The spot I have picked out is about 300' above the North Sask river, and the back stop would be across the river, between 1 and 200 feet lower (I haven't ranged it yet).

How is a drop like this (call it 200' over 500m) going to affect how I would have to zero? More importantly, what kind of change would I have to make going to a flat range?
 
If you get Cosine indicator you will be able to calculate exactly what kind of slope you are shooting and run it through a ballistics program or cheat sheet and get your settings from that.
 
Your range will be shorter than your finder reads. Check out JBM ballistics. It will ask you for your angle. Then it will do the trig. for you to compensate for bullet drop.

If you dont know the angle you will be shooting, you dont have a inclometer on your rifle or in your range finder then just use a protractor on your barrel and do your best guess. Just remember one thing when using ballistic calculators. JUNK IN JUNK OUT. Meaning wich the finer accuracy of information you enter the better your solution will be.
 
(-200 divided by 1500) ACOS = 97.6623 degrees. 97.6623 SIN x 1500 = 1486.6069 feet. You will need to correct your distance by a whopping 13.39 feet at 500 yards. I wouldn't worry about it.
 
Ah, the joys of high school trigonometry!

Now, is the 500 meters the hypotenuse or the base? That will make a difference, although not enough to make much difference. :D

Ted

Since he gave a curious mixture of feet and meters I just switched the 500 meters for 500 yards, guessing that that was what he meant.

500 is the hypotenuse, the corrected number is the adjacent, and 200 is the opposite.
 
SOH CAH TOA, Biotches!!!

Sine=Opposite/Hypotenuse
Cosine=Adjacent/Hypotenuse
Tangent=Opposite/Adjacent

;)

LOL, good old trigonometry.

Simple old Pythagoras's Theorem works as well.

I was our varminting last summer shooting slightly uphill at gophers out to 350 yards. Using my altimeter on my Suunto Observer and my poor mans rangefinder (measuring wheel) I found that 58 feet of rise on a run of 350 yards worked out to a whopping 2 feet of difference.

A fun experiment but no help when it came to finding excuses for missing:redface:
 
Adjacent is the correct term, not base. Hey, it's been more than fifty years! :D

Ted



28 years for me. I do enough simple trig in the average workday that I've begun to think in those terms. Once it occurred to me that toolfaces, turnrates and winddrift were all one and the same, math actually became interesting and shooting in the wind a lot less mystifying.
 
I have done a lot of long range shooting, including on some ranges that shoot downhill. The difference in elevation required from one day to the next due to air density is so big that the small difference due to angle gets lost in the static.
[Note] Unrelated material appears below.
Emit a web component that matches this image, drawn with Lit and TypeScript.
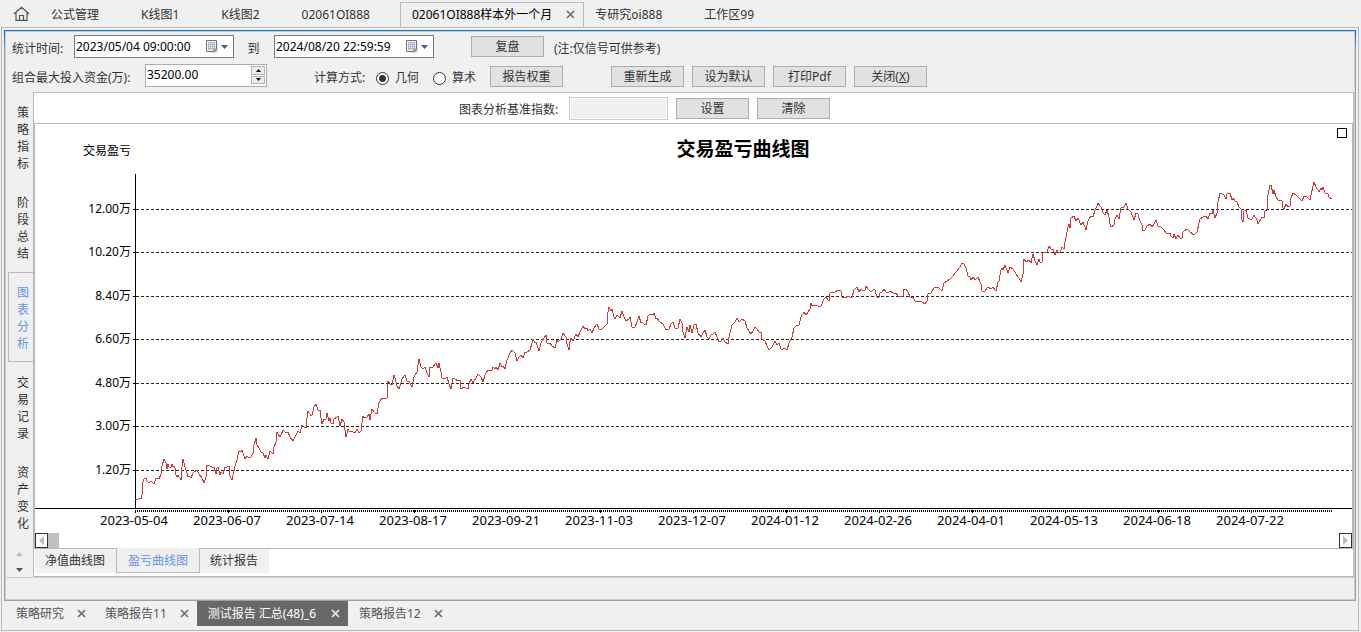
import { LitElement, html, css, svg } from "lit";
import { customElement, property, state } from "lit/decorators.js";

interface WorkTab {
  label: string;
  closable?: boolean;
}

const WORK_TABS: WorkTab[] = [
  { label: "公式管理" },
  { label: "K线图1" },
  { label: "K线图2" },
  { label: "02061OI888" },
  { label: "02061OI888样本外一个月", closable: true },
  { label: "专研究oi888" },
  { label: "工作区99" },
];

const SIDE_TABS = ["策略指标", "阶段总结", "图表分析", "交易记录", "资产变化"];
const CHART_TABS = ["净值曲线图", "盈亏曲线图", "统计报告"];
const REPORT_TABS = ["策略研究", "策略报告11", "测试报告 汇总(48)_6", "策略报告12"];

const Y_TICKS = [
  { y: 209, label: "12.00万" },
  { y: 252, label: "10.20万" },
  { y: 296, label: "8.40万" },
  { y: 339, label: "6.60万" },
  { y: 383, label: "4.80万" },
  { y: 426, label: "3.00万" },
  { y: 470, label: "1.20万" },
];

const X_TICKS = [
  "2023-05-04", "2023-06-07", "2023-07-14", "2023-08-17", "2023-09-21",
  "2023-11-03", "2023-12-07", "2024-01-12", "2024-02-26", "2024-04-01",
  "2024-05-13", "2024-06-18", "2024-07-22",
];

const CURVE = `135,499 138,499 139,498 141,499 142,495 143,482 144,479 146,478 147,481 149,483 151,481 152,482 154,484
156,478 157,479 158,478 159,479 161,474 162,466 164,459 166,463 167,469 168,464 169,467 171,467 172,464 173,467
174,466 175,468 176,475 177,477 178,475 181,480 182,467 183,459 185,467 187,473 188,477 189,476 191,478 193,473
197,470 199,474 202,478 204,483 206,477 207,465 210,466 212,467 214,467 216,474 217,468 218,467 220,475 221,472
223,474 225,467 227,467 229,466 230,476 232,480 233,475 235,466 237,460 239,451 241,452 242,450 244,456 245,459
247,456 249,458 251,457 253,453 254,445 256,438 257,445 259,448 261,452 263,453 265,458 266,455 268,459 270,451
273,454 274,447 276,442 277,432 278,434 280,437 281,435 283,430 285,432 288,432 290,437 293,441 296,435 298,431
300,433 302,425 304,427 306,428 307,418 308,411 311,416 312,415 314,407 316,404 318,410 320,410 321,418 322,424
324,419 326,419 327,413 329,421 330,418 331,423 333,424 334,419 337,417 338,416 340,426 342,419 344,422 346,437
348,429 349,431 353,432 355,433 357,429 359,433 361,431 363,416 364,418 367,417 369,414 370,420 372,409 375,413
377,414 379,403 382,398 385,399 387,398 388,381 390,384 392,385 394,375 395,378 397,386 399,389 401,383 402,379
405,375 407,381 409,381 412,387 414,377 417,372 419,359 421,367 423,369 425,367 427,373 429,377 430,367 433,367
436,363 438,368 439,363 441,372 442,378 445,379 447,377 449,384 451,389 453,378 455,379 458,381 460,380 461,389
464,387 466,388 468,389 469,384 471,379 473,383 476,378 478,374 481,377 483,382 485,375 488,370 492,370 493,367
495,369 496,367 498,370 500,363 502,367 503,366 505,369 507,360 510,353 512,350 515,353 517,361 519,357 521,355
523,358 525,352 527,352 530,350 532,343 533,339 535,343 536,342 539,351 541,343 544,338 546,335 547,343 550,343
552,346 555,348 557,340 558,342 561,339 563,333 566,337 567,344 569,350 570,342 571,338 573,341 576,334 578,337
580,332 583,326 585,329 587,328 588,331 590,329 592,333 594,328 597,324 599,329 602,329 604,327 607,324 608,312
609,307 611,311 612,309 614,317 615,319 617,315 620,318 622,311 624,317 626,321 629,319 630,317 632,327 635,327
637,322 639,316 641,323 642,322 644,324 646,325 648,316 650,314 653,315 654,313 656,319 657,318 660,322 663,324
666,330 669,329 671,324 673,322 675,328 678,328 680,319 682,323 683,332 685,338 687,327 689,332 690,325 692,333
694,325 696,324 698,333 701,337 703,333 705,330 707,337 709,339 711,335 713,334 715,332 717,337 719,342 721,341
723,338 725,342 728,344 729,337 732,325 735,322 737,318 739,322 742,319 745,321 747,328 751,334 753,331 755,327
757,329 759,332 761,332 762,339 765,341 767,346 769,350 772,347 775,341 777,345 779,343 781,349 783,349 785,348
787,350 789,343 792,337 794,328 796,326 799,325 801,317 804,312 806,315 810,309 811,303 812,306 815,305 818,306
821,306 824,299 826,297 829,301 830,293 832,292 835,292 838,290 841,291 842,297 845,298 848,296 850,297 852,297
854,290 857,287 859,292 861,289 863,291 865,290 866,286 869,290 871,292 874,289 875,290 877,297 879,297 880,293
882,292 884,289 886,292 888,293 890,291 893,293 896,293 898,296 901,297 903,296 904,289 906,289 908,292 910,297
913,297 915,301 918,302 921,301 925,304 927,301 928,294 931,293 934,288 936,287 939,288 942,291 944,283 947,281
950,279 953,276 956,272 960,267 962,263 964,264 966,268 968,276 970,277 971,280 973,277 975,280 978,277 980,282
981,284 982,291 985,291 988,287 991,289 993,287 996,291 998,282 999,281 1001,270 1002,268 1003,270 1005,265
1008,273 1010,267 1013,269 1016,274 1019,278 1021,282 1023,274 1024,259 1026,262 1029,260 1031,263 1033,254
1035,261 1037,265 1039,259 1040,262 1042,262 1043,253 1047,252 1049,246 1051,249 1053,249 1055,255 1057,250
1058,252 1060,253 1062,247 1064,249 1065,242 1068,227 1069,224 1070,228 1071,218 1074,216 1076,221 1078,218
1081,225 1083,222 1086,230 1088,221 1091,216 1093,217 1095,210 1097,206 1098,203 1101,207 1103,213 1105,215
1107,210 1109,217 1110,224 1111,227 1114,225 1115,219 1117,215 1119,219 1121,208 1124,207 1126,203 1128,209
1131,212 1134,220 1136,213 1138,214 1140,221 1142,225 1143,231 1145,230 1147,226 1150,224 1152,227 1154,224
1156,220 1158,226 1161,227 1164,230 1166,233 1168,234 1170,233 1171,236 1173,238 1174,234 1176,239 1178,235
1180,238 1182,238 1183,232 1187,229 1190,232 1194,235 1197,232 1199,223 1200,219 1203,217 1206,216 1208,219
1210,213 1212,214 1213,210 1214,214 1215,218 1217,213 1218,202 1220,193 1222,194 1224,195 1226,199 1227,194
1230,193 1232,200 1233,198 1235,201 1237,202 1239,207 1241,209 1242,220 1243,222 1244,211 1246,210 1248,218
1250,219 1252,219 1254,215 1257,220 1258,224 1261,219 1262,217 1264,218 1265,211 1267,210 1268,195 1270,185
1271,185 1273,194 1274,190 1276,197 1278,200 1282,201 1283,208 1284,209 1286,204 1288,207 1290,206 1291,198
1293,193 1296,195 1299,198 1302,201 1304,196 1306,196 1310,200 1311,195 1313,186 1314,182 1316,187 1319,192
1321,188 1322,190 1323,187 1325,193 1328,194 1329,197 1332,199`;

const closeIcon = html`<svg width="9" height="9" viewBox="0 0 9 9" aria-hidden="true">
  <path d="M1 1L8 8M8 1L1 8" stroke="currentColor" stroke-width="1.7" fill="none" />
</svg>`;

const shared = css`
  * {
    box-sizing: border-box;
  }
  button,
  input {
    font: inherit;
    color: inherit;
    margin: 0;
    padding: 0;
    border: 0;
    border-radius: 0;
    background: none;
  }
  svg {
    display: block;
  }
`;

@customElement("profit-chart")
export class ProfitChart extends LitElement {
  static styles = [
    shared,
    css`
      :host {
        display: flex;
        flex-direction: column;
        flex: 1;
        min-height: 0;
        background: #fff;
      }
      .plot {
        flex: 1;
        min-height: 0;
        width: 100%;
      }
      .title {
        font-size: 19px;
        font-weight: 700;
      }
      .tick {
        font-size: 12px;
      }
      .date {
        font-size: 13px;
      }
      .scroll {
        display: flex;
        height: 16px;
        padding-top: 1px;
      }
      .arrow {
        display: grid;
        place-items: center;
        width: 13px;
        border: 1px solid #333;
        background: #fff;
      }
      .thumb {
        width: 11px;
        background: #c0c0c0;
      }
      .track {
        flex: 1;
      }
    `,
  ];

  render() {
    return html`
      <svg class="plot" viewBox="35 124 1317 408" role="img" aria-label="交易盈亏曲线图">
        <text class="title" x="743" y="156" text-anchor="middle">交易盈亏曲线图</text>
        <text class="tick" x="131" y="155" text-anchor="end">交易盈亏</text>
        <rect x="1337.5" y="128.5" width="9" height="9" fill="none" stroke="#000" />
        <g shape-rendering="crispEdges" fill="none" stroke="#000">
          ${Y_TICKS.map(
            (t) => svg`<path d="M133 ${t.y + 0.5}H136" /><path d="M136 ${t.y + 0.5}H1352" stroke="#222" stroke-dasharray="3 2" />`
          )}
          <path d="M135.5 174V508M35 508.5H1352" />
          <path d="M135 511H1332" stroke-width="2" stroke-dasharray="1 1" />
          ${X_TICKS.map((_, i) => svg`<path d="M${135.5 + i * 93} 510V513" />`)}
          <polyline points=${CURVE} stroke="#c83c3c" />
        </g>
        ${Y_TICKS.map(
          (t) => svg`<text class="tick" x="131" y=${t.y + 4} text-anchor="end">${t.label}</text>`
        )}
        ${X_TICKS.map(
          (d, i) => svg`<text class="date" x=${134 + i * 93} y="525" text-anchor="middle">${d}</text>`
        )}
      </svg>
      <div class="scroll">
        <button class="arrow" aria-label="向左滚动">
          <svg width="5" height="9" viewBox="0 0 5 9"><path d="M5 0V9L0 4.5Z" fill="#bbb" /></svg>
        </button>
        <div class="thumb"></div>
        <div class="track"></div>
        <button class="arrow" aria-label="向右滚动">
          <svg width="5" height="9" viewBox="0 0 5 9"><path d="M0 0V9L5 4.5Z" fill="#bbb" /></svg>
        </button>
      </div>
    `;
  }
}

@customElement("date-field")
export class DateField extends LitElement {
  @property() value = "";
  @property() name = "";

  static styles = [
    shared,
    css`
      :host {
        display: flex;
        align-items: center;
        width: 160px;
        height: 23px;
        border: 1px solid #7a7a7a;
        background: #fff;
        color: #000;
      }
      .text {
        flex: 1;
        min-width: 0;
        height: 21px;
        padding: 0 0 0 1px;
        outline: 0;
      }
      .drop {
        display: flex;
        align-items: center;
        gap: 3px;
        padding-right: 5px;
      }
    `,
  ];

  render() {
    return html`
      <input class="text" type="text" aria-label=${this.name} .value=${this.value} />
      <button class="drop" aria-label="选择日期">
        <svg width="12" height="13" viewBox="0 0 12 13">
          <path d="M2.5 3.5H11.5V12.5H3.5Z" fill="#b9a9a4" opacity=".6" />
          <path d="M.5 .5H10.5V9.5L8.5 11.5H.5Z" fill="#eef2f8" stroke="#74707c" />
          <path d="M2.5 2V10M4.5 2V10M6.5 2V10M8.5 2V8M2 2.5H9M2 4.5H9M2 6.5H9M2 8.5H8" stroke="#a3b0c8" stroke-width=".8" />
          <path d="M8 11.5V9H10.5" fill="none" stroke="#74707c" />
        </svg>
        <svg width="7" height="4" viewBox="0 0 7 4"><path d="M0 0H7L3.5 4Z" fill="#3f5b8c" /></svg>
      </button>
    `;
  }
}

@customElement("app-root")
export class AppRoot extends LitElement {
  @state() private workTab = 4;
  @state() private sideTab = 2;
  @state() private chartTab = 1;
  @state() private reportTab = 2;

  static styles = [
    shared,
    css`
      :host {
        display: flex;
        flex-direction: column;
        height: 100vh;
        min-height: 632px;
        background: #f0f0f0;
        color: #333;
        font: 12px/16px "Noto Sans", "Noto Sans CJK SC", sans-serif;
      }
      .worktabs {
        display: flex;
        height: 28px;
        padding-left: 13px;
        margin-bottom: -1px;
      }
      .home {
        width: 26px;
      }
      .worktab {
        display: flex;
        align-items: center;
        gap: 14px;
        padding: 2px 30px 0 12px;
        white-space: nowrap;
      }
      .worktab.active {
        margin-top: 2px;
        padding: 0 8px 2px 11px;
        border: 1px solid #b9b9b9;
        border-bottom: 0;
        background: #f0f0f0;
        color: #000;
      }
      .worktab.active + .worktab {
        padding-left: 11px;
      }
      .close {
        color: #707070;
      }
      .outer {
        flex: 1;
        min-height: 0;
        display: flex;
        flex-direction: column;
        margin: 0 2px 1px 1px;
        padding: 2px 2px 0;
        border: 1px solid #b9b9b9;
      }
      .frame {
        flex: 1;
        min-height: 0;
        display: flex;
        padding: 1px;
        background: linear-gradient(#0173c7 2px, #a0a0a0 22px);
      }
      .inner {
        flex: 1;
        min-width: 0;
        display: flex;
        flex-direction: column;
        border: 1px solid #cdcdcd;
        background: #f0f0f0;
      }
      .toolbar {
        display: flex;
        flex-direction: column;
        gap: 6px;
        padding: 3px 6px 5px;
      }
      .row {
        display: flex;
        align-items: center;
        height: 23px;
        white-space: nowrap;
      }
      .caption {
        padding-top: 5px;
      }
      .w-short {
        width: 62px;
      }
      .w-long {
        width: 133px;
      }
      .to {
        width: 40px;
        padding-right: 1px;
        text-align: center;
      }
      .btn {
        width: 73px;
        height: 21px;
        border: 1px solid #adadad;
        background: #e1e1e1;
        text-align: center;
        line-height: 19px;
      }
      .low {
        align-self: flex-end;
      }
      .replay {
        margin: 0 10px 0 37px;
      }
      .group {
        display: flex;
        gap: 8px;
        margin-left: 48px;
      }
      .spin {
        display: flex;
        width: 122px;
        height: 23px;
        margin-right: 47px;
        border: 1px solid #abadb3;
        background: #fff;
        color: #000;
      }
      .spin-text {
        flex: 1;
        min-width: 0;
        padding: 0 0 2px 1px;
        outline: 0;
      }
      .spin-btns {
        display: grid;
        grid-template-rows: 1fr 1fr;
        gap: 1px;
        width: 16px;
        padding: 1px 1px 2px;
      }
      .spin-btn {
        display: grid;
        place-items: center;
        border: 1px solid #b4b4b4;
        background: #ececec;
      }
      .radio {
        display: flex;
        align-items: center;
        gap: 6px;
        width: 57px;
        padding-top: 5px;
      }
      .dot {
        appearance: none;
        width: 13px;
        height: 13px;
        border: 1px solid #333;
        border-radius: 50%;
        background: #fff;
      }
      .dot:checked {
        background: radial-gradient(circle, #333 3px, #fff 4px);
      }
      .body {
        flex: 1;
        min-height: 0;
        display: flex;
      }
      .side {
        display: flex;
        flex-direction: column;
        width: 27px;
        padding-left: 2px;
      }
      .sidetab {
        display: flex;
        flex: none;
        height: 90px;
        padding: 12px 0 0 9px;
        line-height: 17px;
      }
      .sidetab span {
        width: 12px;
        word-break: break-all;
      }
      .sidetab.active {
        padding: 11px 0 0 8px;
        border: 1px solid #b9b9b9;
        border-right: 0;
        color: #6495ed;
      }
      .side-arrows {
        display: flex;
        flex-direction: column;
        align-items: flex-start;
        gap: 12px;
        padding: 10px 8px 0;
      }
      .panel {
        flex: 1;
        min-width: 0;
        display: flex;
        flex-direction: column;
        border: 1px solid #b9b9b9;
        background: #fff;
      }
      .index {
        display: flex;
        align-items: center;
        height: 30px;
        padding-left: 425px;
        white-space: nowrap;
      }
      .index .caption {
        width: 110px;
        padding-top: 3px;
      }
      .index .btn {
        margin-left: 8px;
      }
      .index-input {
        width: 99px;
        height: 23px;
        border: 1px solid #ccc;
        background: #f0f0f0;
        box-shadow: inset 0 0 0 1px #fff;
      }
      .chart {
        flex: 1;
        min-height: 0;
        display: flex;
        border: 1px solid #b9b9b9;
        border-bottom: 0;
      }
      .charttabs {
        display: flex;
        height: 28px;
        padding: 0 0 3px 1px;
        background: linear-gradient(#b9b9b9 1px, #fff 1px);
      }
      .charttab {
        margin-top: 1px;
        padding: 0 11px 0 10px;
        background: #f0f0f0;
      }
      .charttab.active {
        margin-top: 0;
        border: 1px solid #b9b9b9;
        border-top: 0;
        padding: 2px 11px 0;
        color: #6495ed;
      }
      .status {
        height: 22px;
        border-top: 1px solid #cdcdcd;
      }
      .reports {
        display: flex;
        height: 29px;
        padding: 0 0 4px 1px;
      }
      .report {
        display: flex;
        align-items: center;
        gap: 13px;
        padding: 0 8px 0 11px;
        color: #555;
        white-space: nowrap;
      }
      .report.active {
        gap: 15px;
        background: #686868;
        color: #fff;
      }
      .report.active .close {
        color: #eee;
      }
    `,
  ];

  private renderWorkTab(tab: WorkTab, i: number) {
    return html`<div class="worktab ${i === this.workTab ? "active" : ""}">
      <button @click=${() => (this.workTab = i)}>${tab.label}</button>
      ${tab.closable ? html`<button class="close" aria-label="关闭标签">${closeIcon}</button>` : null}
    </div>`;
  }

  render() {
    return html`
      <nav class="worktabs">
        <button class="home" aria-label="主页">
          <svg width="17" height="16" viewBox="0 0 17 16" fill="none" stroke="#555" stroke-width="1.2">
            <path d="M.8 8L8.5 1.2L16.2 8M3 6.5V14.4H14V6.5M6.5 14.4V9.5H10.5V14.4" />
          </svg>
        </button>
        ${WORK_TABS.map((t, i) => this.renderWorkTab(t, i))}
      </nav>
      <main class="outer">
        <div class="frame">
          <div class="inner">
            <div class="toolbar">
              <div class="row">
                <span class="caption w-short">统计时间:</span>
                <date-field name="开始时间" value="2023/05/04 09:00:00"></date-field>
                <span class="caption to">到</span>
                <date-field name="结束时间" value="2024/08/20 22:59:59"></date-field>
                <button class="btn replay">复盘</button>
                <span class="caption">(注:仅信号可供参考)</span>
              </div>
              <div class="row">
                <label class="caption w-long" for="fund">组合最大投入资金(万):</label>
                <div class="spin">
                  <input class="spin-text" id="fund" type="text" value="35200.00" />
                  <div class="spin-btns">
                    <button class="spin-btn" aria-label="增加">
                      <svg width="5" height="3" viewBox="0 0 5 3"><path d="M0 3H5L2.5 0Z" /></svg>
                    </button>
                    <button class="spin-btn" aria-label="减少">
                      <svg width="5" height="3" viewBox="0 0 5 3"><path d="M0 0H5L2.5 3Z" /></svg>
                    </button>
                  </div>
                </div>
                <span class="caption w-short">计算方式:</span>
                <label class="radio"><input class="dot" type="radio" name="mode" checked />几何</label>
                <label class="radio"><input class="dot" type="radio" name="mode" />算术</label>
                <button class="btn low">报告权重</button>
                <div class="group low">
                  <button class="btn">重新生成</button>
                  <button class="btn">设为默认</button>
                  <button class="btn">打印Pdf</button>
                  <button class="btn">关闭(<u>X</u>)</button>
                </div>
              </div>
            </div>
            <div class="body">
              <nav class="side">
                ${SIDE_TABS.map(
                  (t, i) => html`<button
                    class="sidetab ${i === this.sideTab ? "active" : ""}"
                    @click=${() => (this.sideTab = i)}
                  ><span>${t}</span></button>`
                )}
                <div class="side-arrows">
                  <svg width="7" height="4" viewBox="0 0 7 4"><path d="M0 4H7L3.5 0Z" fill="#bbb" /></svg>
                  <svg width="7" height="4" viewBox="0 0 7 4"><path d="M0 0H7L3.5 4Z" fill="#555" /></svg>
                </div>
              </nav>
              <section class="panel">
                <div class="index">
                  <label class="caption" for="base">图表分析基准指数:</label>
                  <input class="index-input" id="base" type="text" />
                  <button class="btn">设置</button>
                  <button class="btn">清除</button>
                </div>
                <div class="chart"><profit-chart></profit-chart></div>
                <div class="charttabs">
                  ${CHART_TABS.map(
                    (t, i) => html`<button
                      class="charttab ${i === this.chartTab ? "active" : ""}"
                      @click=${() => (this.chartTab = i)}
                    >${t}</button>`
                  )}
                </div>
              </section>
            </div>
            <div class="status"></div>
          </div>
        </div>
        <nav class="reports">
          ${REPORT_TABS.map(
            (t, i) => html`<div class="report ${i === this.reportTab ? "active" : ""}">
              <button @click=${() => (this.reportTab = i)}>${t}</button>
              <button class="close" aria-label="关闭报告">${closeIcon}</button>
            </div>`
          )}
        </nav>
      </main>
    `;
  }
}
The 1000 yard firing point at Stickledown, Bisley is up the side of a hill. The guy on target 65 is on top of a hill. The guy on target 1 is at the bottom of the hill. No one worries about the difference in elevation on the sights. The big problem is more wind at the top of the hill.
 
Kid did the math for you, right?

Na, finding the angle is the same formula I use to pick an inclination for dropping or raising the TVD of a horizontal well in a given distance. The Sine of that angle gives the horizontal component expressed as a percentage of the measured distance which Sapper33 supplied.

A school kid would have found a simpler way to get to the same place.